Today is my grandmother’s birthday. I already know I’m in trouble for telling you that. It doesn’t matter that she hasn’t even read these words yet, seeing I haven’t pressed “publish” so no one has even seen this other than me. She probably just knows I wrote those words and, ZAP!, I’m in trouble.
Now I’m in even more trouble because I posted a picture. Sure, it’s the same picture I posted the last time I wrote about her, but that’s on purpose: I’m afraid to post a different one of her for fear I’ll be written out of the family will. Mainly because, the last time I posted a picture of her, she told me that if I ever posted another picture of her on my blog, I’d be written out of the family will.
So, same picture. Still in the family will. I’d call that a win-win situation, no?
I don’t have a large family, but out of all of them, Josie knows the most about my life. We talk two or three times a week and, whenever anything good (or bad) happens in my life, it’s usually her number I’m first to dial. She listens to anything and everything I have to say and never makes me feel like it isn’t important, even if it is just silly things that probably aren’t important.
I loved her as a child because she was Josie. I was raised to call all of my grandparents by their first names, so she’s always just been Josie to me (I didn’t realize other kids didn’t call their grandparents by their first names until I was in middle school!). As a child, I was in awe of how beautiful she was — and glamorous, too. I used to play dress-up in her old dresses and, to this day, I don’t think I’ve ever worn clothes I felt were more beautiful than those old dresses. They were Josie’s dresses and, because of that, they were gorgeous.
As I’ve grown up, Josie’s role in my life has grown, too. When I think back over the last decade of my life, I can easily order the memories by phone calls made to Josie. There was the call the night before I left for college and her horrified gasp when she found out I had packed anything yet.
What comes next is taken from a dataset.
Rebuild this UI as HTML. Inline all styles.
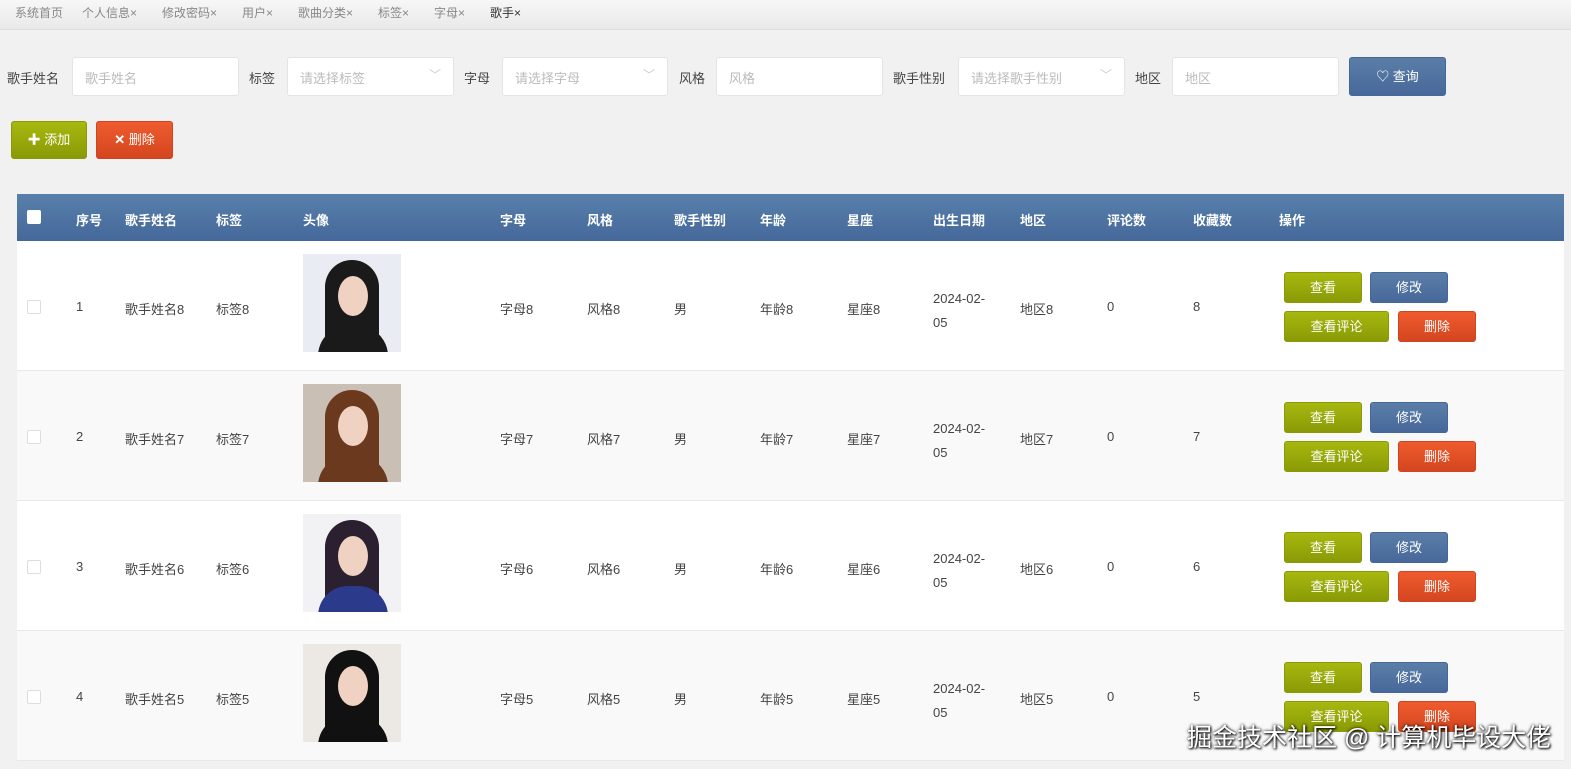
<!DOCTYPE html>
<html><head><meta charset="utf-8"><style>
*{margin:0;padding:0;box-sizing:border-box}
body{width:1571px;height:769px;background:#f1f1f1;font-family:"Liberation Sans","Noto Sans CJK SC",sans-serif;font-size:13px;color:#333;position:relative;overflow:hidden}
.a{position:absolute;white-space:nowrap}
.tabs{position:absolute;left:0;top:0;width:1571px;height:30px;background:linear-gradient(#f7f7f7,#e9e9e9);border-bottom:1px solid #ddd}
.tab{position:absolute;top:4px;font-size:12px;color:#888}
.inp{position:absolute;top:57px;height:39px;background:#fff;border:1px solid #e4e4e4;border-radius:3px;color:#bbb;font-size:13px;padding:10px 12px}
.inp .ch{position:absolute;right:12px;top:8px;color:#ccc;font-size:12px}
.lbl{position:absolute;top:68px;color:#444;font-size:13px}
.btn{position:absolute;color:#fff;text-align:center;border-radius:3px;font-size:13px}
.g{background:linear-gradient(#a7b80f,#8a9a06);border:1px solid #8a9a06}
.b{background:linear-gradient(#5b7ea8,#47689a);border:1px solid #45679a}
.r{background:linear-gradient(#ef5b2e,#d4461f);border:1px solid #cf4520}
.head{position:absolute;left:17px;top:194px;width:1547px;height:47px;background:linear-gradient(#5880ab,#45689a)}
.head span{position:absolute;top:16px;color:#fff;font-weight:bold;font-size:13px}
.row{position:absolute;left:17px;width:1547px;height:130px;border-bottom:1px solid #e8e8e8}
.row span{position:absolute;font-size:13px;color:#444}
.cb{position:absolute;left:10px;width:14px;height:14px;border:1px solid #ddd;background:#fff;border-radius:2px}
.img{position:absolute;left:286px;width:98px;height:98px;overflow:hidden}
</style></head><body>
<div class="tabs">
<span class="tab" style="left:15px">系统首页</span>
<span class="tab" style="left:82px">个人信息×</span>
<span class="tab" style="left:162px">修改密码×</span>
<span class="tab" style="left:242px">用户×</span>
<span class="tab" style="left:298px">歌曲分类×</span>
<span class="tab" style="left:378px">标签×</span>
<span class="tab" style="left:434px">字母×</span>
<span class="tab" style="left:490px;color:#333">歌手×</span>
</div>
<span class="lbl" style="left:7px">歌手姓名</span>
<div class="inp" style="left:72px;width:167px">歌手姓名</div>
<span class="lbl" style="left:249px">标签</span>
<div class="inp" style="left:287px;width:167px">请选择标签<span class="ch">﹀</span></div>
<span class="lbl" style="left:464px">字母</span>
<div class="inp" style="left:502px;width:166px">请选择字母<span class="ch">﹀</span></div>
<span class="lbl" style="left:679px">风格</span>
<div class="inp" style="left:716px;width:167px">风格</div>
<span class="lbl" style="left:893px">歌手性别</span>
<div class="inp" style="left:958px;width:167px">请选择歌手性别<span class="ch">﹀</span></div>
<span class="lbl" style="left:1135px">地区</span>
<div class="inp" style="left:1172px;width:167px">地区</div>
<div class="btn b" style="left:1349px;top:57px;width:97px;height:39px;line-height:37px">♡ 查询</div>
<div class="btn g" style="left:11px;top:121px;width:76px;height:38px;line-height:36px"><b>✚</b> 添加</div>
<div class="btn r" style="left:96px;top:121px;width:77px;height:38px;line-height:36px"><b>✕</b> 删除</div>

<div class="head">
<div class="cb" style="top:16px;border-color:#fff"></div>
<span style="left:59px">序号</span><span style="left:108px">歌手姓名</span><span style="left:199px">标签</span><span style="left:286px">头像</span><span style="left:483px">字母</span><span style="left:570px">风格</span><span style="left:657px">歌手性别</span><span style="left:743px">年龄</span><span style="left:830px">星座</span><span style="left:916px">出生日期</span><span style="left:1003px">地区</span><span style="left:1090px">评论数</span><span style="left:1176px">收藏数</span><span style="left:1262px">操作</span>
</div>

<div id="rows"></div>
<script>
var data=[[1,8,8,"#e9ecf2","#1a1a1a"],[2,7,7,"#c9bfb5","#6b3a1e"],[3,6,6,"#f2f2f4","#2a2030"],[4,5,5,"#ece8e4","#111"]];
var h="";
data.forEach(function(d,i){
var top=241+i*130;var bg=i%2?"#f9f9f9":"#fff";
h+='<div class="row" style="top:'+top+'px;background:'+bg+'">'+
'<div class="cb" style="top:59px"></div>'+
'<span style="left:59px;top:58px">'+d[0]+'</span>'+
'<span style="left:108px;top:58px">歌手姓名'+d[1]+'</span>'+
'<span style="left:199px;top:58px">标签'+d[1]+'</span>'+
'<div class="img" style="top:13px;background:'+d[3]+'"><div style="position:absolute;left:22px;top:6px;width:54px;height:92px;border-radius:27px 27px 10px 10px;background:'+d[4]+'"></div><div style="position:absolute;left:35px;top:22px;width:30px;height:40px;border-radius:50%;background:#f0d2c2"></div><div style="position:absolute;left:15px;top:72px;width:70px;height:30px;border-radius:30px 30px 0 0;background:'+(i==2?'#2b3a8a':d[4])+'"></div></div>'+
'<span style="left:483px;top:58px">字母'+d[1]+'</span>'+
'<span style="left:570px;top:58px">风格'+d[1]+'</span>'+
'<span style="left:657px;top:58px">男</span>'+
'<span style="left:743px;top:58px">年龄'+d[1]+'</span>'+
'<span style="left:830px;top:58px">星座'+d[1]+'</span>'+
'<span style="left:916px;top:46px;line-height:24px">2024-02-<br>05</span>'+
'<span style="left:1003px;top:58px">地区'+d[1]+'</span>'+
'<span style="left:1090px;top:58px">0</span>'+
'<span style="left:1176px;top:58px">'+d[2]+'</span>'+
'<div class="btn g" style="left:1267px;top:31px;width:78px;height:31px;line-height:29px">查看</div>'+
'<div class="btn b" style="left:1353px;top:31px;width:78px;height:31px;line-height:29px">修改</div>'+
'<div class="btn g" style="left:1267px;top:70px;width:105px;height:31px;line-height:29px">查看评论</div>'+
'<div class="btn r" style="left:1381px;top:70px;width:78px;height:31px;line-height:29px">删除</div>'+
'</div>';});
document.getElementById("rows").innerHTML=h;
</script>
<div class="a" style="left:1187px;top:718px;font-size:25px;color:#fff;text-shadow:0 0 3px #000,1px 1px 2px #000">掘金技术社区 @ 计算机毕设大佬</div>
</body></html>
And then the call that I was settled into my dorm, followed by a phone call two weeks later informing her that I couldn’t stand my roommate. I called her after my first final exam, the one I was sure I failed, and I called her after the last exam, too. I called her when Starlite had it’s first event and when that silly boy took me on a date to McDonald’s (she was properly horrified as any good grandmother should be).
I called her when I went to my first college formal and I called her afterward, too, mainly just because I knew she’d actually care how my dress held up on the dance floor. I called her when I was afraid I was going to fail my college math course and I called her when I made an A in my first hardcore religion course. I called her when I moved into my first off-campus apartment and I called her when I didn’t know how to make potatoes one night. I called her when I applied for graduation and I called her the morning she drove in to see me walk across the stage. I called her throughout grad school and then, when it was time to walk across that graduation stage again, I called her at the hotel she was staying at to make sure she was on her way to the auditorium.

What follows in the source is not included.